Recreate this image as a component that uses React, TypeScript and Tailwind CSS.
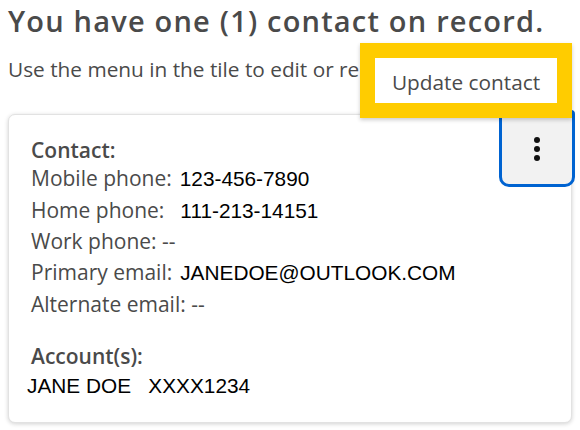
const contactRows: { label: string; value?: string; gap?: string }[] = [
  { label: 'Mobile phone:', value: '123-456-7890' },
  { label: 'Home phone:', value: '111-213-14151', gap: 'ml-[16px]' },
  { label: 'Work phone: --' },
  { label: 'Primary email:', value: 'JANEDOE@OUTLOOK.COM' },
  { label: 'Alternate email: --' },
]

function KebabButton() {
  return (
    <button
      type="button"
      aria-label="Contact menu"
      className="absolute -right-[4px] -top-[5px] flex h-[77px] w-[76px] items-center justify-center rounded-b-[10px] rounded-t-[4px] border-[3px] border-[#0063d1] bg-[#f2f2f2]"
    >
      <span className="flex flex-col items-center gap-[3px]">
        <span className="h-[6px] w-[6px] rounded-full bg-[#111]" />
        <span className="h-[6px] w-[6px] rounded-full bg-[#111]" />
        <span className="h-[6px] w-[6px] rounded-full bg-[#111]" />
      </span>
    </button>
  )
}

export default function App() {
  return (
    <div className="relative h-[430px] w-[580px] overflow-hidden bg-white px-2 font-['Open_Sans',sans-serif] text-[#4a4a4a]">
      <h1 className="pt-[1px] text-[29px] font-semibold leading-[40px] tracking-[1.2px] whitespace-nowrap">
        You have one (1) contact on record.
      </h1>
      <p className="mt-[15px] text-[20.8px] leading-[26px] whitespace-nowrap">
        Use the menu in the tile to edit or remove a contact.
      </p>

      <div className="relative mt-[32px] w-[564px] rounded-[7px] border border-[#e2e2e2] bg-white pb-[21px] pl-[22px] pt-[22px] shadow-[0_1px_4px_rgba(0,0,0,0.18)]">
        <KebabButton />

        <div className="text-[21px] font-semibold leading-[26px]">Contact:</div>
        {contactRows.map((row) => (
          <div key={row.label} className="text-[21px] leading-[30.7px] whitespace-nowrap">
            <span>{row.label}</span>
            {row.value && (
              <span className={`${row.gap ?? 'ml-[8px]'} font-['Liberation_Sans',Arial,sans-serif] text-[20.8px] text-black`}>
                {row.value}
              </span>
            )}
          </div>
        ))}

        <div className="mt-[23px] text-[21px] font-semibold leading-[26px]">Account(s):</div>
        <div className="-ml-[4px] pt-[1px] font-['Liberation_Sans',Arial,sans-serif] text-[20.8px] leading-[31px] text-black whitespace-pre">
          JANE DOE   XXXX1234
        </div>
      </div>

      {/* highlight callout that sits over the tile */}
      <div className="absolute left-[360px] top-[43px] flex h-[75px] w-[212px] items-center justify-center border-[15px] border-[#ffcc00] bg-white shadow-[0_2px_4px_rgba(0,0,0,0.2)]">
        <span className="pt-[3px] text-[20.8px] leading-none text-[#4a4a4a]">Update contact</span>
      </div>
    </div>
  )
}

# Exercise instructions
Copy out every line where the word "that" occurs.

# Final result
Recreate this image as a component that uses React, TypeScript and Tailwind CSS.
      {/* highlight callout that sits over the tile */}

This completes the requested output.